Where's it gonna come from? Breslin asked. "The aiyah?" (The air.) Rubin said that he "would remind you that we have very large surpluses."
"That's, ahhhhh, you know," Breslin said. "What if the horse runs fourth five years from now?"
"That's the point," Rubin said. "Life is uncertain." Which is why the country needs Gore's "fiscally prudent program."
"If he's gonna propose it now, why don't he have it in the bank?" Breslin asked.
But Gore is seen by many as the more legitimate fiscal conservative in the race, believe it or not. This is because Bush has proposed a massive, $483 billion tax cut over five years (or $2 trillion over 10, as Gore likes to say). As Arizona Sen. John McCain, R-Ariz., was nice enough to point out during the GOP primaries, 60 percent of the cash in Bush's tax cut goes to the richest two percent of Americans.
Then, on top of all that, Bush has proposed a Social Security partial-privatization plan, which would cost nearly a trillion dollars, and a Star Wars-esque missile defense plan whose costs are almost impossible to estimate, but let's just say a lot.

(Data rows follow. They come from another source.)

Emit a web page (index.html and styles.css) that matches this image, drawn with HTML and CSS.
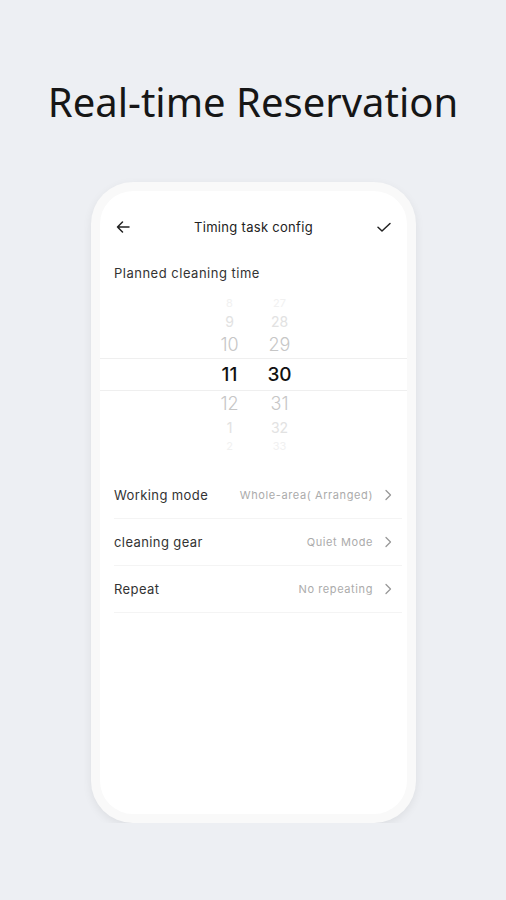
FILE: index.html
```html
<!DOCTYPE html>
<html lang="en">
<head>
    <meta charset="UTF-8">
    <meta name="viewport" content="width=device-width, initial-scale=1.0">
    <title>Real-time Reservation</title>
    <link rel="stylesheet" href="styles.css">
</head>
<body>
    <h1 class="headline">Real-time Reservation</h1>

    <div class="phone">
        <div class="screen">
            <div class="topbar">
                <svg class="icon" width="16" height="16" viewBox="0 0 16 16">
                    <path d="M14 8H2.5M7.5 3L2.5 8l5 5" fill="none" stroke="#222" stroke-width="1.5" stroke-linecap="round" stroke-linejoin="round"/>
                </svg>
                <span class="topbar-title">Timing task config</span>
                <svg class="icon" width="16" height="16" viewBox="0 0 16 16">
                    <path d="M2 8.2l4 3.8 8-7.5" fill="none" stroke="#222" stroke-width="1.5" stroke-linecap="round" stroke-linejoin="round"/>
                </svg>
            </div>

            <p class="section-label">Planned cleaning time</p>

            <!-- time wheel -->
            <div class="picker">
                <div class="wheel">
                    <div class="cell far">8</div>
                    <div class="cell near2">9</div>
                    <div class="cell near1">10</div>
                    <div class="cell selected">11</div>
                    <div class="cell near1">12</div>
                    <div class="cell near2">1</div>
                    <div class="cell far">2</div>
                </div>
                <div class="wheel">
                    <div class="cell far">27</div>
                    <div class="cell near2">28</div>
                    <div class="cell near1">29</div>
                    <div class="cell selected">30</div>
                    <div class="cell near1">31</div>
                    <div class="cell near2">32</div>
                    <div class="cell far">33</div>
                </div>
                <div class="band"></div>
            </div>

            <div class="settings">
                <div class="setting-row">
                    <span class="setting-name">Working mode</span>
                    <span class="setting-value">Whole-area( Arranged)</span>
                    <svg class="chevron" width="8" height="12" viewBox="0 0 8 12"><path d="M2 1.5L6.5 6 2 10.5" fill="none" stroke="#999" stroke-width="1.3" stroke-linecap="round" stroke-linejoin="round"/></svg>
                </div>
                <div class="setting-row">
                    <span class="setting-name">cleaning gear</span>
                    <span class="setting-value">Quiet Mode</span>
                    <svg class="chevron" width="8" height="12" viewBox="0 0 8 12"><path d="M2 1.5L6.5 6 2 10.5" fill="none" stroke="#999" stroke-width="1.3" stroke-linecap="round" stroke-linejoin="round"/></svg>
                </div>
                <div class="setting-row">
                    <span class="setting-name">Repeat</span>
                    <span class="setting-value">No repeating</span>
                    <svg class="chevron" width="8" height="12" viewBox="0 0 8 12"><path d="M2 1.5L6.5 6 2 10.5" fill="none" stroke="#999" stroke-width="1.3" stroke-linecap="round" stroke-linejoin="round"/></svg>
                </div>
            </div>
        </div>
    </div>
</body>
</html>
```

FILE: styles.css
```css
body {
    margin: 0;
    background-color: #edeff3;
    font-family: "Noto Sans", sans-serif;
    color: #222;
}

.headline {
    margin: 0;
    padding-top: 76px;
    height: 106px;
    text-align: center;
    font-size: 40px;
    font-weight: 400;
    color: #161616;
    line-height: 52px;
}

.phone {
    width: 307px;
    height: 623px;
    margin: 0 0 0 91px;
    padding: 9px;
    background-color: #f9f9f9;
    border-radius: 42px;
    box-shadow: 0 3px 10px rgba(0, 0, 0, 0.07);
}

.screen {
    height: 100%;
    background-color: #fff;
    border-radius: 33px;
    font-family: Inter, "Noto Sans", sans-serif;
    overflow: hidden;
}

.topbar {
    display: flex;
    align-items: center;
    justify-content: space-between;
    padding: 27px 15px 0 15px;
    height: 18px;
}

.icon {
    display: block;
}

.topbar-title {
    font-size: 13px;
    letter-spacing: 0.3px;
    color: #222;
}

.section-label {
    margin: 0;
    padding: 29px 0 0 14px;
    font-size: 13px;
    letter-spacing: 0.5px;
    color: #333;
    height: 24px;
}

.picker {
    position: relative;
    display: flex;
    justify-content: center;
    gap: 14px;
    margin-top: 5px;
    padding-left: 2px;
}

.wheel {
    width: 36px;
    display: flex;
    flex-direction: column;
    align-items: center;
}

.cell {
    display: flex;
    align-items: center;
    justify-content: center;
    color: #c9c9c9;
}

.far {
    height: 17px;
    font-size: 11px;
    color: #f1f1f1;
}

.near2 {
    height: 20px;
    font-size: 14px;
    color: #e2e2e2;
}

.near1 {
    height: 27px;
    font-size: 18px;
    font-weight: 300;
    color: #c6c6c6;
}

.selected {
    height: 32px;
    font-size: 19px;
    font-weight: 500;
    color: #111;
}

.band {
    position: absolute;
    left: 0;
    right: 0;
    top: 64px;
    height: 31px;
    border-top: 1px solid #efefef;
    border-bottom: 1px solid #efefef;
}

.settings {
    margin-top: 18px;
    padding: 0 5px 0 14px;
}

.setting-row {
    display: flex;
    align-items: center;
    height: 46px;
    border-bottom: 1px solid #f4f4f4;
}

.setting-name {
    flex: 1;
    font-size: 13px;
    letter-spacing: 0.4px;
    color: #333;
}

.setting-value {
    font-size: 11px;
    letter-spacing: 0.6px;
    color: #ababab;
    margin-right: 11px;
}

.chevron {
    display: block;
    margin-right: 10px;
}
```
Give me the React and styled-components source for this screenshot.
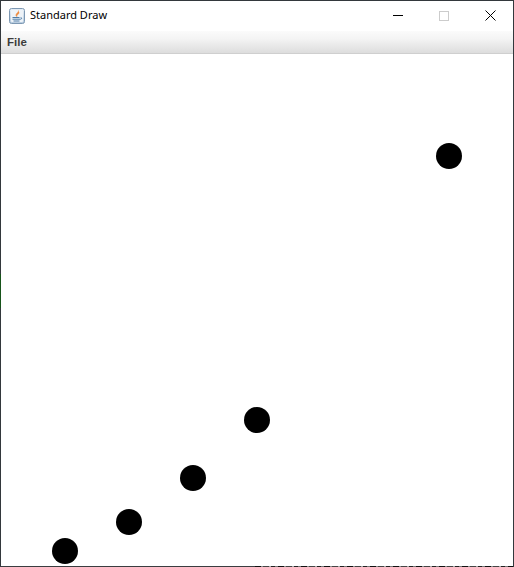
import React from "react";
import styled, { createGlobalStyle } from "styled-components";

const Global = createGlobalStyle`
  html, body { margin: 0; padding: 0; background: #fff; overflow: hidden; }
  #root { width: 514px; height: 567px; }
`;

const Frame = styled.div`
  position: relative;
  box-sizing: border-box;
  width: 514px;
  height: 567px;
  display: flex;
  flex-direction: column;
  border: 1px solid #33383c;
  border-bottom: 0;
  background: #fff;
`;

const SideAccent = styled.div`
  position: absolute;
  left: -1px;
  top: 273px;
  width: 1px;
  height: 34px;
  background: #17541a;
`;

const TitleBar = styled.header`
  display: flex;
  align-items: flex-start;
  height: 30px;
  flex: none;
  padding-left: 8px;
  background: #fff;
`;

const AppIcon = styled.svg`
  width: 16px;
  height: 16px;
  flex: none;
  margin: 7px 5px 0 0;
`;

const Title = styled.span`
  flex: 1;
  font-family: "Noto Sans", "Open Sans", sans-serif;
  font-size: 11px;
  line-height: 28px;
  color: #000;
`;

const WinButton = styled.button`
  width: 46px;
  height: 29px;
  padding: 0;
  border: 0;
  background: none;
  display: flex;
  align-items: center;
  justify-content: center;
  svg { display: block; }
`;

const MenuBar = styled.nav`
  display: flex;
  align-items: center;
  height: 23px;
  flex: none;
  padding: 0 0 1px 6px;
  box-sizing: border-box;
  background: linear-gradient(#fbfbfb 0%, #f4f4f4 35%, #dddddd 100%);
  border-bottom: 1px solid #cfcfcf;
`;

const MenuItem = styled.span`
  font-family: "Liberation Sans", Arial, sans-serif;
  font-size: 11.5px;
  font-weight: 700;
  color: #3c3c3c;
`;

const Canvas = styled.main`
  position: relative;
  flex: 1;
  background: #fff;
`;

const Dot = styled.div`
  position: absolute;
  width: 26px;
  height: 26px;
  margin: -13px 0 0 -13px;
  border-radius: 50%;
  background: #000;
`;

const BottomEdge = styled.div`
  display: flex;
  height: 1px;
  flex: none;
  background: #3a3d40;
`;

const BottomFragments = styled.div`
  margin-left: 254px;
  width: 258px;
  background: repeating-linear-gradient(
    90deg,
    #111 0 6px,
    #8a8a8a 6px 8px,
    #444 8px 14px,
    #a5a5a5 14px 16px,
    #222 16px 20px,
    #777 20px 23px
  );
`;

const dots = [
  [449, 156],
  [257, 420],
  [193, 478],
  [129, 522],
  [65, 551],
];

export default function App() {
  return (
    <>
      <Global />
      <Frame>
        <SideAccent />
        <TitleBar>
          <AppIcon viewBox="0 0 16 16">
            <defs>
              <linearGradient id="ig" x1="0" y1="0" x2="0" y2="1">
                <stop offset="0" stopColor="#e6eef6" />
                <stop offset="1" stopColor="#b5cade" />
              </linearGradient>
            </defs>
            <rect x="0.5" y="0.5" width="15" height="15" rx="2" fill="url(#ig)" stroke="#7d98b3" />
            <rect x="2" y="2" width="12" height="12" rx="1" fill="#eef3f8" />
            <path d="M9.5 2.5C10 4.5 6.5 5.5 7 7.5 7.2 8.3 8 8.6 8 8.6 7 7 10.5 6 10 4.2" fill="#ee8a3c" stroke="#ee8a3c" strokeWidth="0.6" />
            <path d="M3.5 9.5h7M3.5 11.2h8c1.5 0 1.5-1.7 .2-1.7M4.5 13h6" fill="none" stroke="#4f7da8" strokeWidth="1" />
          </AppIcon>
          <Title>Standard Draw</Title>
          <WinButton aria-label="Minimize">
            <svg width="10" height="10" viewBox="0 0 10 10"><path d="M0 4.5h11" stroke="#000" strokeWidth="1" /></svg>
          </WinButton>
          <WinButton aria-label="Maximize">
            <svg width="10" height="10" viewBox="0 0 10 10"><rect x="0.5" y="0.5" width="9" height="9" fill="none" stroke="#ccc" /></svg>
          </WinButton>
          <WinButton aria-label="Close">
            <svg width="11" height="11" viewBox="0 0 11 11"><path d="M0.5 0.5l10 10M10.5 0.5l-10 10" stroke="#000" strokeWidth="1" fill="none" /></svg>
          </WinButton>
        </TitleBar>
        <MenuBar>
          <MenuItem>File</MenuItem>
        </MenuBar>
        <Canvas>
          {dots.map(([x, y]) => (
            <Dot key={x} style={{ left: x - 1, top: y - 54 }} />
          ))}
        </Canvas>
        <BottomEdge>
          <BottomFragments />
        </BottomEdge>
      </Frame>
    </>
  );
}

Bush's tax cut proposal "will completely wipe out the budget surpluses," Rubin said after the event. "There won't be anything left for any other proposals. He'll have to resort to deficit spending."
Regardless of the fiscal responsibility of his proposals, however, Bush has attempted to use Gore's reputation for puffery to belittle the administration's role in jump-starting the economy. ("They didn't invent prosperity any more than they invented the Internet," Bush said time and time again on the stump.)
"Al Gore's 'I Invented Prosperity Tour' should recognize that hardworking Americans -- not government -- deserve credit for our nation's prosperous times," Bush spokesman Ari Fleischer was quoted saying in a press release Monday. "The final destination of Al Gore's tour is Washington, D.C., because he believes it's the source of our current economic prosperity and the solution to the challenges facing the American people."
Gore made implicit slaps, too. Tucked into the body of his speech were all sorts of code words for what's at stake should Bush take over. Eliminating the national debt "is how we reach real maturity," he said, as if referring to some mysterious, less-mature individual, one possibly sitting in Kennebunkport this very minute, daydreaming about keggers at the DKE house..
And there were more blatant slap shots. His plan is "'Social Security Plus,' not 'Social Security Minus,'" he said, promising to "oppose any effort to make Social Security a gamble instead of a guarantee" -- like, for instance, with Bush's partial-privatization plan? "I am not going to let anyone take the 'security' out of Social Security."
"Here is what I will not do," Gore said halfway through his address. "I won't be profligate with your money. I won't spend money that we don't yet even have on a huge tax cut our economy can't afford, in ways that could end our prosperity and progress."
What if Bush took over and did his screwy baby-voodoo economics for one year but then realized his mistake? Gore had an answer for that, in case you were wondering: "Bad choices in a single year of a single budget could put prosperity beyond our reach again for a decade or more."
Promising he would fight for these principles, Gore concluded. "America has done well. But I'm here today to tell you: You ain't seen nothing yet." And, right on cue as with everything in Al Gore's carefully constructed, hermetically sealed world of rigidity, order and achievement, Bachman-Turner Overdrive's "You Ain't Seen Nothing Yet" began playing. Wheee!